DC Comics’s approach to its films has been gritty, dark, and drenched in a depressing Instagram filter. There was little more to Batman v Superman: Dawn of Justice than the business of misery. Perhaps that’s what has caused Affleck to distance himself from the role of Batman. Paparazzi photos of the soon-to-be divorced Affleck have presented him in various stages of being unshaven, vaping in a car, or general solitary despondency. If Affleck himself is reliving the sadness of his post-Gigli public life, why would he want to bog himself down in the role of a friendless orphan who hides in his mansion and rails against the injustices of the world? Affleck used to speak of blockbusters as “adolescent aspiration,” but while that might have been true for the bright and shiny flop Daredevil, it’s hardly true for Zack Snyder’s parade of superhero melancholy.

Which brings me back to Fifty Shades Darker. Jamie Dornan portrays Christian Grey as the archetypal Bruce Wayne we’ve come to know over the years. He’s wounded figuratively and literally by the death of his mother and the lingering scars of cigarette burns from his abusive stepfather. It might seem odd to find any common thread with the kinky sexscapades of Fifty Shades and The LEGO Batman Movie, but when Grey finally allows his girlfriend Anastasia Steele to touch his scars, it mirrors the intimacy that Barbara Gordon pushes Batman to embrace in the animated film: to forgo fear and let himself be loved by others.

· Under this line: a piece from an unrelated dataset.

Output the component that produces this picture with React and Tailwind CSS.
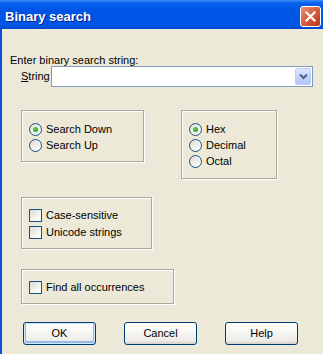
import React, { useState } from 'react';

const Radio = ({ checked, label, onClick }) => (
  <div className="flex items-center h-[13px] cursor-default" onClick={onClick}>
    <span className="w-[13px] h-[13px] rounded-full border border-[#1c5180] bg-[linear-gradient(135deg,#dcdcd4_0%,#f4f4f0_60%,#ffffff_100%)] flex items-center justify-center shrink-0">
      {checked && (
        <span className="w-[5px] h-[5px] rounded-full bg-[radial-gradient(circle_at_35%_35%,#5fd85f_0%,#21a121_70%,#1a8a1a_100%)]" />
      )}
    </span>
    <span className="ml-[4px] leading-[13px]">{label}</span>
  </div>
);

const Check = ({ checked, label, onClick }) => (
  <div className="flex items-center h-[13px] cursor-default" onClick={onClick}>
    <span className="w-[13px] h-[13px] border border-[#1c5180] bg-[linear-gradient(135deg,#dcdcd4_0%,#f4f4f0_60%,#ffffff_100%)] flex items-center justify-center shrink-0">
      {checked && (
        <svg width="9" height="9" viewBox="0 0 9 9">
          <path d="M1 4l2.5 2.5L8 1.5" fill="none" stroke="#21a121" strokeWidth="2" />
        </svg>
      )}
    </span>
    <span className="ml-[4px] leading-[13px]">{label}</span>
  </div>
);

const GroupBox = ({ className, children }) => (
  <div className={`border border-[#aca899] shadow-[inset_1px_1px_0_#ffffff,1px_1px_0_#ffffff] ${className}`}>
    {children}
  </div>
);

const Button = ({ children, isDefault }) => (
  <button
    className={`w-[73px] h-[23px] rounded-[3px] border border-[#003c74] bg-[linear-gradient(to_bottom,#ffffff_0%,#f4f4f0_50%,#ecebe6_85%,#d6d0c5_100%)] text-[11px] leading-[13px] text-black ${
      isDefault ? 'shadow-[inset_0_0_0_1px_#cee7ff,inset_0_-1px_0_2px_#98b8ea]' : ''
    }`}
  >
    {children}
  </button>
);

export default function App() {
  const [direction, setDirection] = useState('down');
  const [base, setBase] = useState('hex');
  const [caseSensitive, setCaseSensitive] = useState(false);
  const [unicode, setUnicode] = useState(false);
  const [findAll, setFindAll] = useState(false);

  return (
    <div className="w-[323px] h-[354px] flex flex-col overflow-hidden font-['Liberation_Sans',Arial,sans-serif] text-[11px] text-black">
      {/* Title bar */}
      <div className="h-[29px] shrink-0 flex items-start justify-between pl-[5px] pr-[2px] bg-[linear-gradient(to_bottom,#3d8cf6_0%,#0a62ec_10%,#0056e6_30%,#0054e3_60%,#0058e8_85%,#0046cf_100%)]">
        <span className="mt-[9px] text-[13px] leading-[16px] font-bold text-white [text-shadow:1px_1px_0_#0a1f8f]">
          Binary search
        </span>
        <div className="mt-[6px] w-[21px] h-[21px] rounded-[3px] border border-white bg-[linear-gradient(135deg,#e8917a_0%,#dc6a4a_35%,#c9492a_75%,#b8391c_100%)] flex items-center justify-center">
          <svg width="11" height="11" viewBox="0 0 11 11">
            <path d="M1.5 1.5l8 8M9.5 1.5l-8 8" stroke="#ffffff" strokeWidth="2.2" strokeLinecap="square" />
          </svg>
        </div>
      </div>

      {/* Body */}
      <div className="flex-1 bg-[#ece9d8] border-l-2 border-[#0a4fdd] pl-[8px] pt-[25px]">
        <div className="leading-[12px]">Enter binary search string:</div>

        <div className="flex items-center">
          <span className="ml-[11px] w-[30px] leading-[13px]">
            <span className="underline">S</span>tring
          </span>
          <div className="w-[262px] h-[21px] border border-[#7f9db9] bg-white flex justify-end items-center pr-[1px]">
            <div className="w-[16px] h-[17px] rounded-[2px] border border-[#b9cdf6] bg-[linear-gradient(to_bottom,#dde8fd_0%,#c4d4fb_50%,#b2c7f7_100%)] flex items-center justify-center">
              <svg width="9" height="7" viewBox="0 0 9 7">
                <path d="M1 1.5l3.5 3.5L8 1.5" fill="none" stroke="#4d6185" strokeWidth="2" />
              </svg>
            </div>
          </div>
        </div>

        <div className="flex items-start mt-[23px] ml-[11px]">
          <GroupBox className="w-[123px] h-[52px] pl-[7px] pt-[12px]">
            <div className="flex flex-col gap-[3px]">
              <Radio checked={direction === 'down'} label="Search Down" onClick={() => setDirection('down')} />
              <Radio checked={direction === 'up'} label="Search Up" onClick={() => setDirection('up')} />
            </div>
          </GroupBox>
          <GroupBox className="ml-[37px] w-[96px] h-[69px] pl-[7px] pt-[12px]">
            <div className="flex flex-col gap-[3px]">
              <Radio checked={base === 'hex'} label="Hex" onClick={() => setBase('hex')} />
              <Radio checked={base === 'dec'} label="Decimal" onClick={() => setBase('dec')} />
              <Radio checked={base === 'oct'} label="Octal" onClick={() => setBase('oct')} />
            </div>
          </GroupBox>
        </div>

        <GroupBox className="mt-[18px] ml-[11px] w-[131px] h-[52px] pl-[7px] pt-[11px]">
          <div className="flex flex-col gap-[4px]">
            <Check checked={caseSensitive} label="Case-sensitive" onClick={() => setCaseSensitive(!caseSensitive)} />
            <Check checked={unicode} label="Unicode strings" onClick={() => setUnicode(!unicode)} />
          </div>
        </GroupBox>

        <GroupBox className="mt-[20px] ml-[11px] w-[153px] h-[35px] pl-[7px] pt-[11px]">
          <Check checked={findAll} label="Find all occurrences" onClick={() => setFindAll(!findAll)} />
        </GroupBox>

        <div className="flex gap-[28px] mt-[18px] ml-[13px]">
          <Button isDefault>OK</Button>
          <Button>Cancel</Button>
          <Button>Help</Button>
        </div>
      </div>
    </div>
  );
}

If there’s a reason why The LEGO Batman Movie has been compared favourably to Tim Burton’s excellent films and less so to Christopher Nolan’s byzantine trilogy, it’s because we’ve now come to understand what Prince once told us in 1989 when he scored the soundtrack to Burton’s first Batman film. On the track “The Arms of Orion,” in which Prince speaks as if he were the Caped Crusader himself, he croons, “Since you’ve been gone / I’ve been searching for a lover.” It’s taken some time, but maybe now Batman knows that his greatest weapon isn’t in his utility belt. It’s his heart.